In the Conclusion of Gibson LJ’s Judgment in Mountain, it states –

“It is not necessary to consider what the power of the court would be under section 8(1)(b), to dispense with the requirement of a valid notice, by striking-out a defective reference to ground 8. The court, it could be said, has the power so to dispense because the landlord would not be “seeking to recover possession on ground 8” and the prohibition in section 8(5) would therefore not apply. This point was not addressed in argument.”

Accordingly, whilst the above had only been said in passing, it seems to pave the way for landlords to potentially salvage possession claims under such circumstances. I would have thought that there would need to be a request at any possession hearing for the court to exercise its power under S.8(1)(b) and dispense with the requirement of notice, arguing that the landlord no longer seeks to recover possession under Ground 8. This, in my view, would seek to circumnavigate the prohibition in S.8(5). Thereafter I would recommend that an application is made (also to be dealt with at the possession hearing) to amend the Particulars of Claim, removing Ground 8 and replacing it with Grounds 10 and 11.

This plan could very well have succeeded, despite its execution seeming somewhat convoluted.

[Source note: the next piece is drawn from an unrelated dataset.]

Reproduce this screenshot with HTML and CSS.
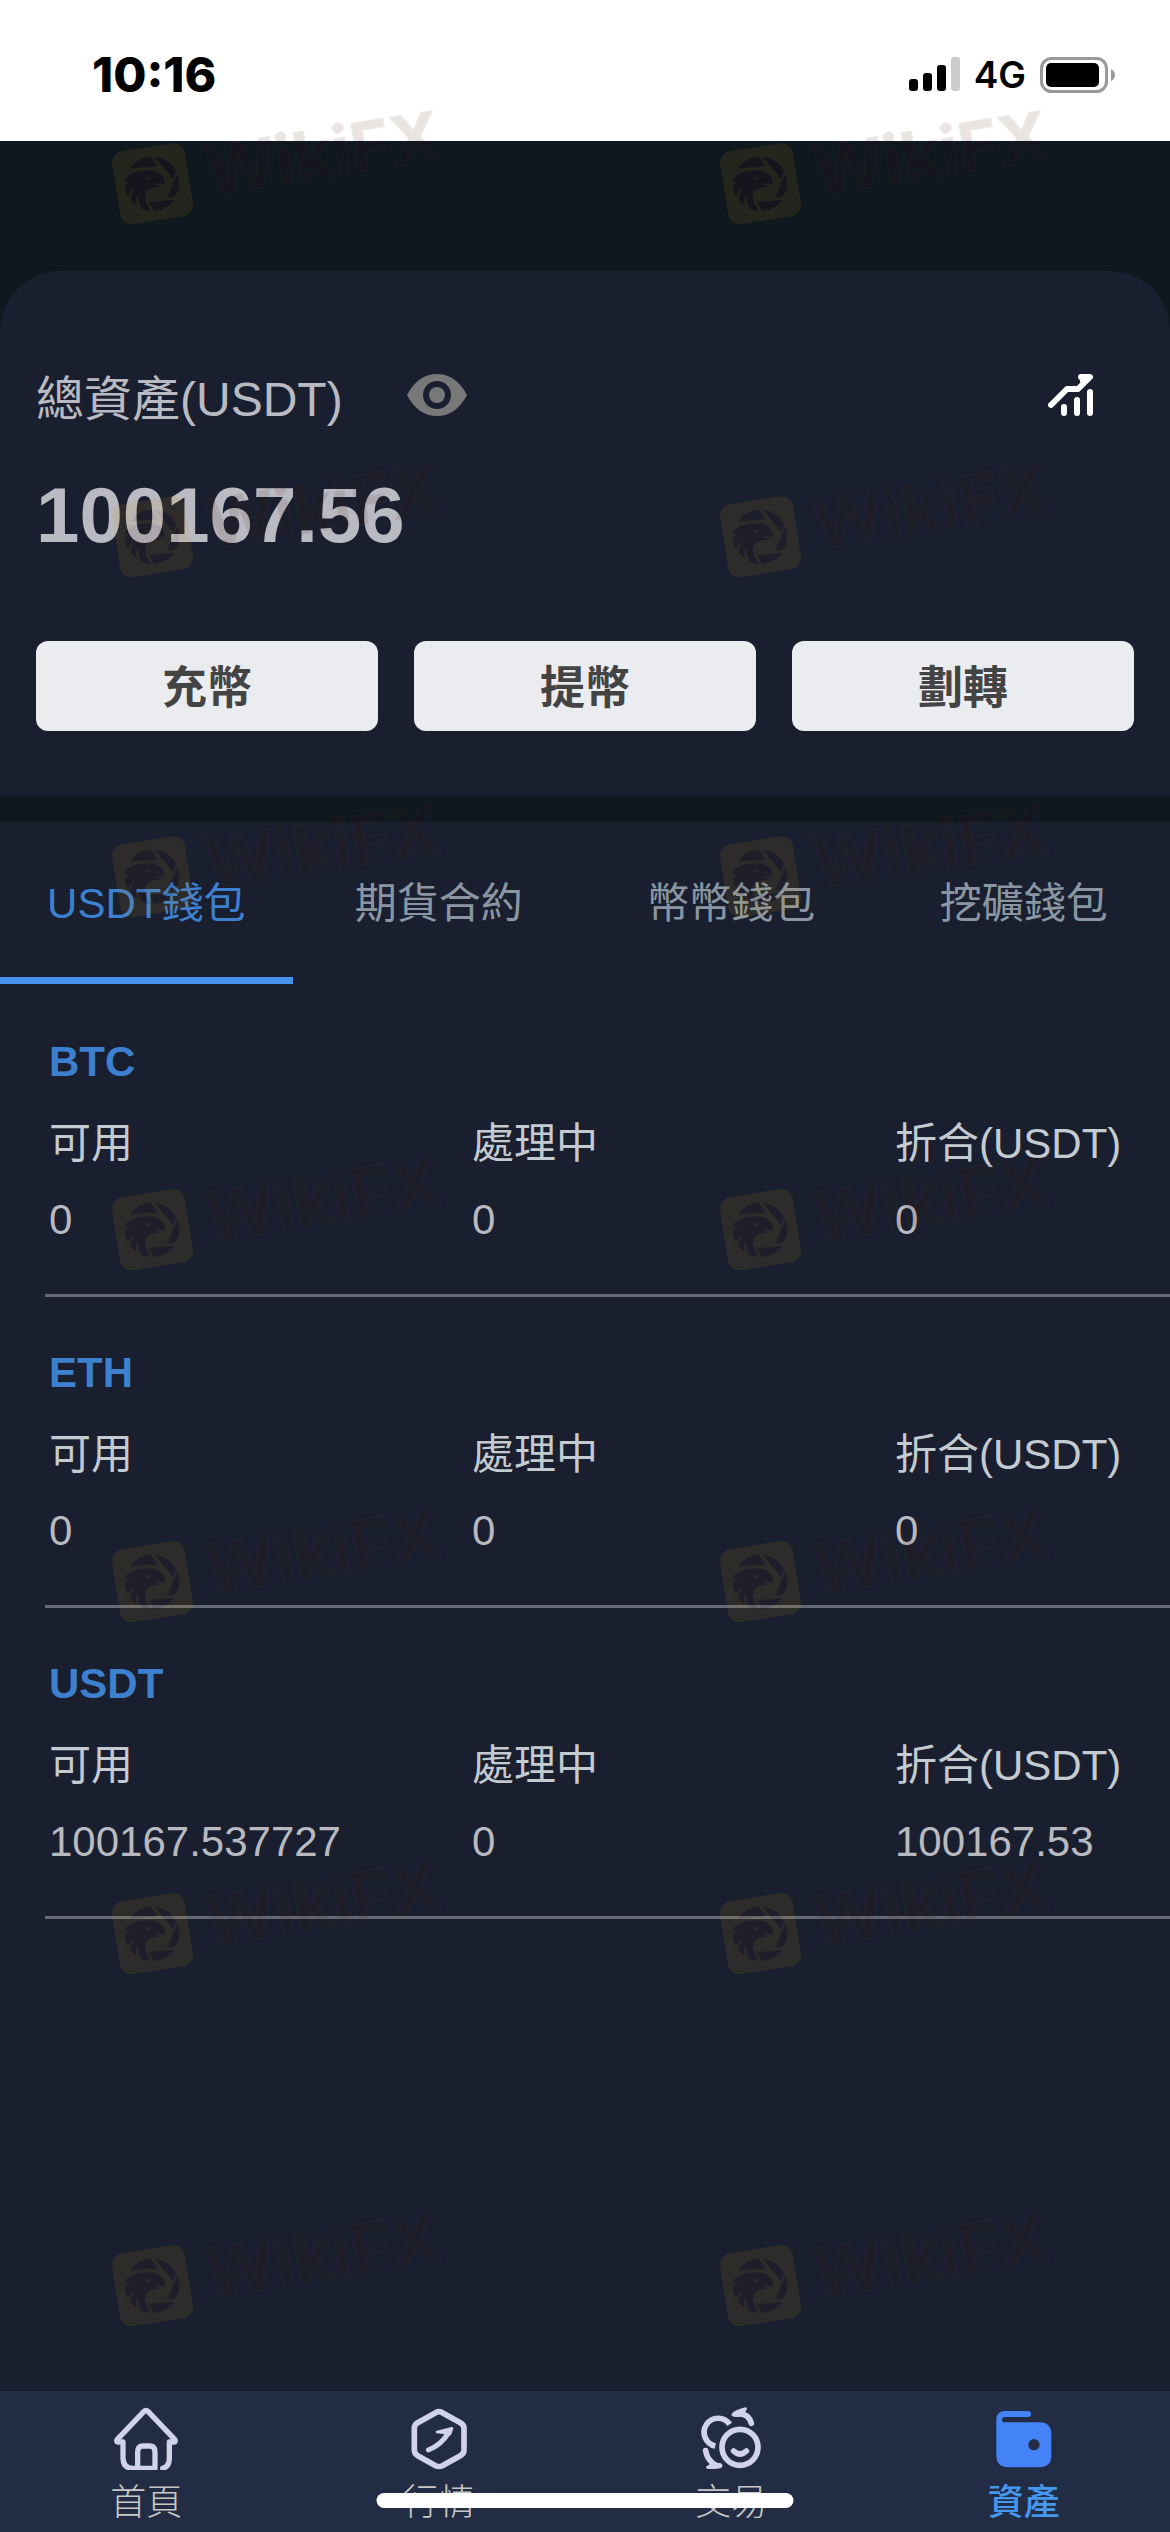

Nevertheless, despite my clearly explained route, the landlord decided subsequently to take a very cautious approach and discontinue the possession claim, at which point he decided instead to pursue an order for possession under S.21 of the Act once the tenancy came to an end in August 2017.



Whilst one will never know whether the outlined plan would have succeeded, the above indicates that a possession claim may not necessarily be lost simply as a result of there being a gap in the legislation, or even a statutory prohibition.

In any event, this is very much a cautionary tale, and landlords are advised never to require rent to be paid at any rate other than a) weekly or fortnightly, b) monthly, c) quarterly or d) yearly. Any other rate of payment would likely disentitle a claim under Ground 8, or at the very least expose one to the risk of such defences being raised by tenants.